_AIM_. Copy, exactly as written, the lines that begin at the one containing "Recreate this image" and end at the one containing "string; hours: string;". Skip any pictures in the data below.

_RECORDS TO PROCESS_.
....
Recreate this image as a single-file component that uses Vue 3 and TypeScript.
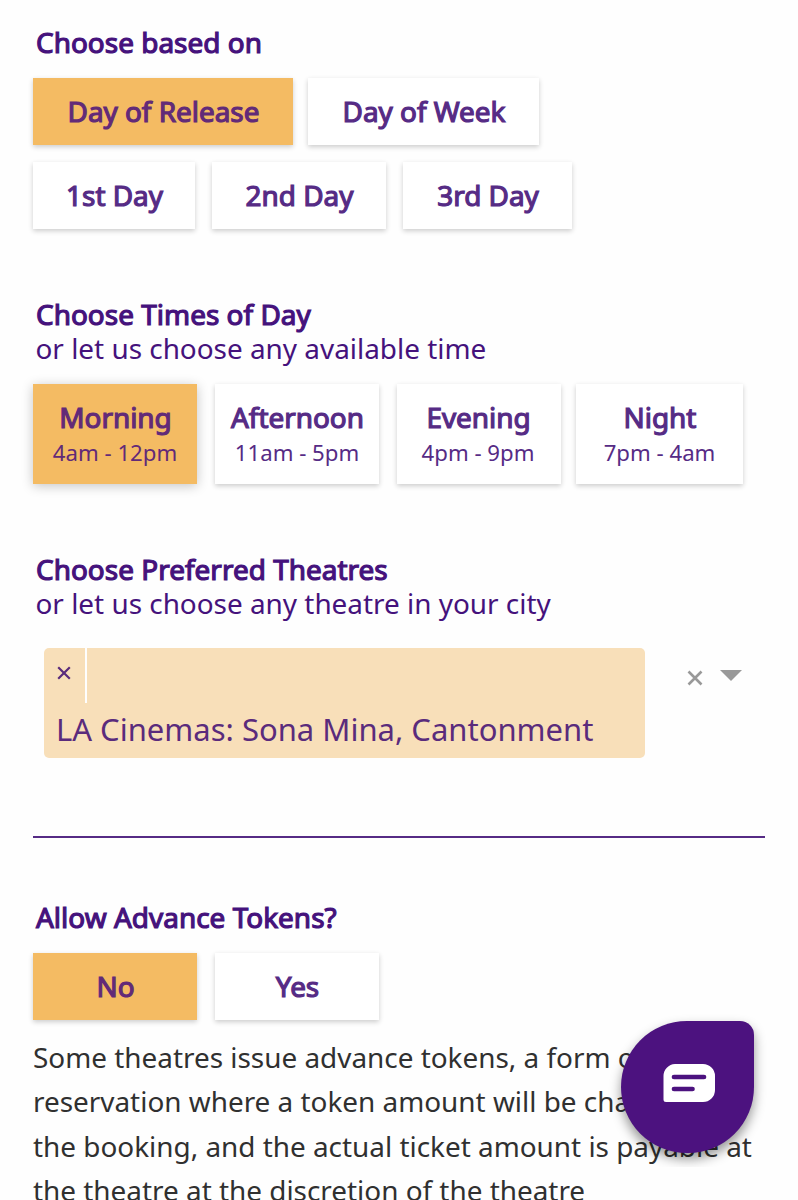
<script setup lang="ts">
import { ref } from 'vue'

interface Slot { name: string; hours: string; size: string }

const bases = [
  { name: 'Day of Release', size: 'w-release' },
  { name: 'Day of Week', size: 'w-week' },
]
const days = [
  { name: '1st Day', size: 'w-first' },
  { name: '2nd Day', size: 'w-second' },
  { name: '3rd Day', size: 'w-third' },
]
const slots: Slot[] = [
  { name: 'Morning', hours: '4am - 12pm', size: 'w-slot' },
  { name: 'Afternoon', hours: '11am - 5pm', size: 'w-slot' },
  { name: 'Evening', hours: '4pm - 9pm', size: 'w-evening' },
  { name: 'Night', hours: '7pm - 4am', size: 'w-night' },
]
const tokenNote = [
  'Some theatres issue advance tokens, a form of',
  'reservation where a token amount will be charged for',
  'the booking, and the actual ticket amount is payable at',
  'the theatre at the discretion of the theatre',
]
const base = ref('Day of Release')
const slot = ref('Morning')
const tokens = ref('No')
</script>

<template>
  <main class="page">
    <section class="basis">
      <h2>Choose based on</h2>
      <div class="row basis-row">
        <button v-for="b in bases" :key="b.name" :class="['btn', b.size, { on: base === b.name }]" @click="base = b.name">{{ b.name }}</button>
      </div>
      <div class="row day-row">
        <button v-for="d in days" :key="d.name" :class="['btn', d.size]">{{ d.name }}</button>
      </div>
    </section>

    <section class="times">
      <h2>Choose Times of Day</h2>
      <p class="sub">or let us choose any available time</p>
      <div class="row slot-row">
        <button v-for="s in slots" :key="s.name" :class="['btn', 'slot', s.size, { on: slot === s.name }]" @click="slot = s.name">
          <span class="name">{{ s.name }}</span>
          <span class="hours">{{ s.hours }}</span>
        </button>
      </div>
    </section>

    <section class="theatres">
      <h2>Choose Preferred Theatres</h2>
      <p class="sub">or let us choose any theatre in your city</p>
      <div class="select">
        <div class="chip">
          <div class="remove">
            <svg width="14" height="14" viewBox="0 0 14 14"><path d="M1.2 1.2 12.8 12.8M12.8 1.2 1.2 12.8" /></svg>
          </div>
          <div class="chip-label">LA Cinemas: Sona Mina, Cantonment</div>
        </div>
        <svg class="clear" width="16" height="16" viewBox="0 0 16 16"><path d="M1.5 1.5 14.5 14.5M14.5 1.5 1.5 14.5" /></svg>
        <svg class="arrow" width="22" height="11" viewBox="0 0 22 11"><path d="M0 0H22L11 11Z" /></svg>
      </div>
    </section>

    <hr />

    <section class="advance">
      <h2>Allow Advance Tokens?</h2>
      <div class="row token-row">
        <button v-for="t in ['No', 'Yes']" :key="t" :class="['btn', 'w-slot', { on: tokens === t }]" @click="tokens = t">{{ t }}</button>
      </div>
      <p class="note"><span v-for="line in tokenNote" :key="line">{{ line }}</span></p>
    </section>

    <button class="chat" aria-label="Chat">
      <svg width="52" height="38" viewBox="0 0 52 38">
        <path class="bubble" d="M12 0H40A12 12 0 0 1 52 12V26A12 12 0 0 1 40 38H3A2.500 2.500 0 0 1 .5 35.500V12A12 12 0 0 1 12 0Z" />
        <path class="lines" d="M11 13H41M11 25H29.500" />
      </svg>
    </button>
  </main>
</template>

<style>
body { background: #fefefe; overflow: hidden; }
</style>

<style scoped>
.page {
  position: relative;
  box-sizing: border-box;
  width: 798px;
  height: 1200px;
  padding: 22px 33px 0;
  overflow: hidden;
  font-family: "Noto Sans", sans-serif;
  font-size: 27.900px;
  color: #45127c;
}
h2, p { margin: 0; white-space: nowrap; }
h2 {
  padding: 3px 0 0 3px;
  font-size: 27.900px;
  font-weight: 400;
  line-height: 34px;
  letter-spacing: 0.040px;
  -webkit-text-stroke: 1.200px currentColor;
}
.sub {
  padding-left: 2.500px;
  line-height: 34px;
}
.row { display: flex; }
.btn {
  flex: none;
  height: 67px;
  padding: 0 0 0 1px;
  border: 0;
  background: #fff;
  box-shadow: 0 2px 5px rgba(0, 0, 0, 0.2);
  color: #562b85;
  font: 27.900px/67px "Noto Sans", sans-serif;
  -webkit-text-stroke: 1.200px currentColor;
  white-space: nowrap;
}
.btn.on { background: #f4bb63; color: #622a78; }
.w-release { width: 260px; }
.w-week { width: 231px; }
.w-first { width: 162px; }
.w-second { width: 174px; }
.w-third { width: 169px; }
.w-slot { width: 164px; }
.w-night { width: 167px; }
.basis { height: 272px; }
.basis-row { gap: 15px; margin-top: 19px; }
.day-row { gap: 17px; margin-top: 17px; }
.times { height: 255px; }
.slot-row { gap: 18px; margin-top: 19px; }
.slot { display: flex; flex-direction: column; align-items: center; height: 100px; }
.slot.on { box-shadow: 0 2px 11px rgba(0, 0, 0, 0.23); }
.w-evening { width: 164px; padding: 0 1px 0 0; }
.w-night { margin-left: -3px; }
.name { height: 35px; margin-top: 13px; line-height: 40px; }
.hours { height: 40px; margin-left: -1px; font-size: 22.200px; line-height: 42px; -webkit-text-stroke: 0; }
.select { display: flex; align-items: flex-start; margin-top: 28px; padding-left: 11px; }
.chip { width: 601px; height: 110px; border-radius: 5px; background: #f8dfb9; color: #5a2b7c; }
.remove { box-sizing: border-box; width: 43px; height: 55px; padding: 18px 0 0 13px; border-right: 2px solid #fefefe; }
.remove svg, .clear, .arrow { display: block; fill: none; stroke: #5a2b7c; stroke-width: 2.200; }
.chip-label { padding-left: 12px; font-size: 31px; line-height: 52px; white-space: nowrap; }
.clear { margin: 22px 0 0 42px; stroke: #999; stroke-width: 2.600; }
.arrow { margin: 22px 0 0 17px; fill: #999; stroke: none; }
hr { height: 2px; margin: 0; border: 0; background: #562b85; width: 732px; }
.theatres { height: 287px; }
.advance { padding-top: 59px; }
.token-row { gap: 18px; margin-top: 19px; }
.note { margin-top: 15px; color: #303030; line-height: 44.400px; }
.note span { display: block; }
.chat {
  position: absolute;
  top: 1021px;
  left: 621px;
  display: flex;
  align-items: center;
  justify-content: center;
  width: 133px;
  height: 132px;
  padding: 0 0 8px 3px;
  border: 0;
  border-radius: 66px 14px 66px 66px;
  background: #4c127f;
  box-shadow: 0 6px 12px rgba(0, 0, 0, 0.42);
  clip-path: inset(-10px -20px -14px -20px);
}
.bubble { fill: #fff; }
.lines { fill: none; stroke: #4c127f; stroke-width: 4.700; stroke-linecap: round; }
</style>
....
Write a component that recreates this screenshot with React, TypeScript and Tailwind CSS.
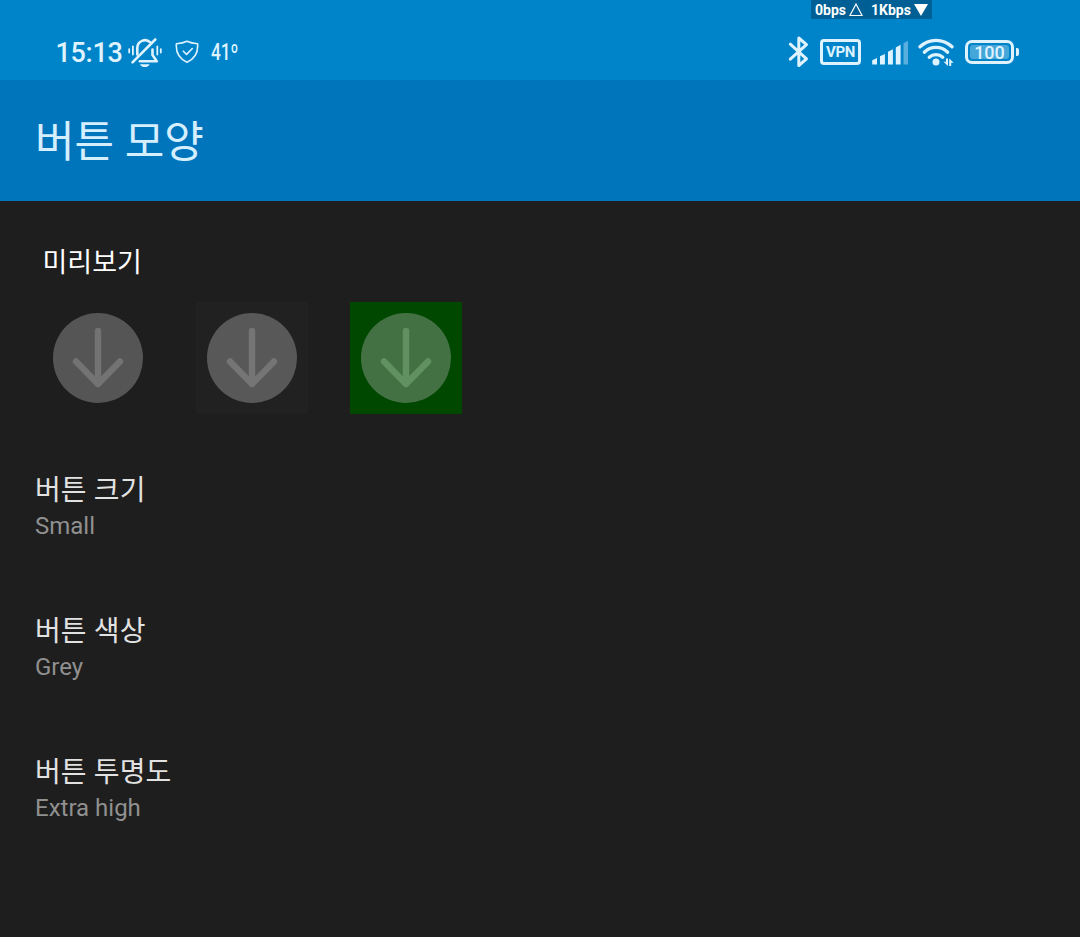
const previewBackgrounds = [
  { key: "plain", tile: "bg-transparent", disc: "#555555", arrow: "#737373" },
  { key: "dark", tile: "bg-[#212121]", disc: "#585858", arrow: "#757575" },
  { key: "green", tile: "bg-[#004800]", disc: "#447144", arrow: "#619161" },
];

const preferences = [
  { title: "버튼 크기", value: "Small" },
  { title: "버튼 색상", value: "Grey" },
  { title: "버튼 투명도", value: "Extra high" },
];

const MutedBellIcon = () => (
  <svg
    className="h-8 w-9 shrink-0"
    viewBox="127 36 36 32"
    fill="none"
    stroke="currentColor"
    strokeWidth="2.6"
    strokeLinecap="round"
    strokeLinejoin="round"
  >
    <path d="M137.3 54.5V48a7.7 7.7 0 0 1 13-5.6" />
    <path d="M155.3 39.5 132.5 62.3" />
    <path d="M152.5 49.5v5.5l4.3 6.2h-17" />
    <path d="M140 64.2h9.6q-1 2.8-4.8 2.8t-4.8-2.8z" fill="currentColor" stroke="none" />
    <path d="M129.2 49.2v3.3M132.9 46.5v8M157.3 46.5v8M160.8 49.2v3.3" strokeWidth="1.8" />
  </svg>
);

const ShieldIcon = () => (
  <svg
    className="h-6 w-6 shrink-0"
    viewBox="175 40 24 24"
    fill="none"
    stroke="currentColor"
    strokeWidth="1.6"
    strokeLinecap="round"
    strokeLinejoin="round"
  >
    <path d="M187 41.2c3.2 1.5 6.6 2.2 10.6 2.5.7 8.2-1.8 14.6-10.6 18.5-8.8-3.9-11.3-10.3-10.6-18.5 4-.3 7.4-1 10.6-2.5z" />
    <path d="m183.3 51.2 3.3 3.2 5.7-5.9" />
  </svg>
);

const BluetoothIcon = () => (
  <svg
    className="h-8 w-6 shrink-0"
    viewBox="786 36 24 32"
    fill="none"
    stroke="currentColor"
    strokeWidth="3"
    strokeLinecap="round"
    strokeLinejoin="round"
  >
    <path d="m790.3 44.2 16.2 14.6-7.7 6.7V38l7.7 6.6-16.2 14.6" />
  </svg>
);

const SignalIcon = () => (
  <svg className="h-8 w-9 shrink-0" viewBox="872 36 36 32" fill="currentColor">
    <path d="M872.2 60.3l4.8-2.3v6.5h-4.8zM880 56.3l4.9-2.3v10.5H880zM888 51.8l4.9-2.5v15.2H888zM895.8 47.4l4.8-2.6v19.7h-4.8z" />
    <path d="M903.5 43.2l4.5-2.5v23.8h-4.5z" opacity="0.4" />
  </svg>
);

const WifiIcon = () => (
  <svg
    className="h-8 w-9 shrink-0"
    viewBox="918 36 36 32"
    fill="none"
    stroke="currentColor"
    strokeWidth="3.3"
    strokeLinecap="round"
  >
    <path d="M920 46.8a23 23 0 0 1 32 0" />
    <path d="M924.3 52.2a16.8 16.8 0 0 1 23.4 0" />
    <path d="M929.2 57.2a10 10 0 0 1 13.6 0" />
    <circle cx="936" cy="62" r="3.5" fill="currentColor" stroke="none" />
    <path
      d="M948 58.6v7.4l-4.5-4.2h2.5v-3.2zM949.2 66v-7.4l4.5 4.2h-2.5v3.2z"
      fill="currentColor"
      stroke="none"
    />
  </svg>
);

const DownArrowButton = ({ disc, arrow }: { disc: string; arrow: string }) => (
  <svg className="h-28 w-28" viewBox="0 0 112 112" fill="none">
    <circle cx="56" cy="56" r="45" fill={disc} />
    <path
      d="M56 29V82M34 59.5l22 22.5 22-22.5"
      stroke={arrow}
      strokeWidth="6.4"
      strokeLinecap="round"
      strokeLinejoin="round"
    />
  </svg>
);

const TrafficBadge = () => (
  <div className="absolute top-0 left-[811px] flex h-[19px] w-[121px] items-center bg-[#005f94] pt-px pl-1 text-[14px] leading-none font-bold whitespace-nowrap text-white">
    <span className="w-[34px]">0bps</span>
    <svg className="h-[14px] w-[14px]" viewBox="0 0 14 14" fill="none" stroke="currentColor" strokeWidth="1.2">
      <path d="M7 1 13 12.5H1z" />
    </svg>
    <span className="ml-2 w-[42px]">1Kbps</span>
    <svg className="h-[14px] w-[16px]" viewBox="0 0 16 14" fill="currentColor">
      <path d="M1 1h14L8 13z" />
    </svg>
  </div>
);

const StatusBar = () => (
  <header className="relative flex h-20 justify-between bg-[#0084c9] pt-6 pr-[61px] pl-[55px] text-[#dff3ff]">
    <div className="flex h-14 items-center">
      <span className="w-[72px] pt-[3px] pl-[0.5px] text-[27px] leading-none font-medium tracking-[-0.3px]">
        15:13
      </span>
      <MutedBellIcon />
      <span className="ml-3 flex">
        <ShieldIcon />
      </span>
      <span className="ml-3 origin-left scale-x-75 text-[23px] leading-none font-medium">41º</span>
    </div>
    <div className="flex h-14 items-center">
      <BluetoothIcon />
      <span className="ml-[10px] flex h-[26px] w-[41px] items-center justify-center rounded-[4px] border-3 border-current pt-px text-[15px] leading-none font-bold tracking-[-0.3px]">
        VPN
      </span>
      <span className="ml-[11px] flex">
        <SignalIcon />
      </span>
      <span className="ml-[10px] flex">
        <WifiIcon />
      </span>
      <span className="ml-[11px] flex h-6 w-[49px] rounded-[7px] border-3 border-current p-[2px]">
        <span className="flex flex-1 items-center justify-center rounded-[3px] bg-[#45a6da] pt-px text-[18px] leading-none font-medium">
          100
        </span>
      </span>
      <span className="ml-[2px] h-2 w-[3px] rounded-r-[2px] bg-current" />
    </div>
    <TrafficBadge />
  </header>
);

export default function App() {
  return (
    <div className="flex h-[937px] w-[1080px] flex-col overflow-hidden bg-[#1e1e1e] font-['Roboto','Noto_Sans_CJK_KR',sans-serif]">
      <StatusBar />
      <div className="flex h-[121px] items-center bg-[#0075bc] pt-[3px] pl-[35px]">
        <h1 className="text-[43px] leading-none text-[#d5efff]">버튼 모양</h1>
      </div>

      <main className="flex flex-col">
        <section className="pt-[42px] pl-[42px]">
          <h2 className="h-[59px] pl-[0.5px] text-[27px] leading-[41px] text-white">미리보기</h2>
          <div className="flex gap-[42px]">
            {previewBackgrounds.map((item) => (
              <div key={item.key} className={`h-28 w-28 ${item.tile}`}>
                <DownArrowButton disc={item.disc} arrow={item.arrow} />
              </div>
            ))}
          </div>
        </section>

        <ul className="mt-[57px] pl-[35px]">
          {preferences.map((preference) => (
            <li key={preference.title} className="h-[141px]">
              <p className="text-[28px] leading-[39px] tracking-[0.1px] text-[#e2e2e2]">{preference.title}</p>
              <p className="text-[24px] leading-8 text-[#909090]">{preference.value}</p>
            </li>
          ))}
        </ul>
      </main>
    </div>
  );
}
....
_ANSWER_.
Recreate this image as a single-file component that uses Vue 3 and TypeScript.
<script setup lang="ts">
import { ref } from 'vue'

interface Slot { name: string; hours: string; size: string }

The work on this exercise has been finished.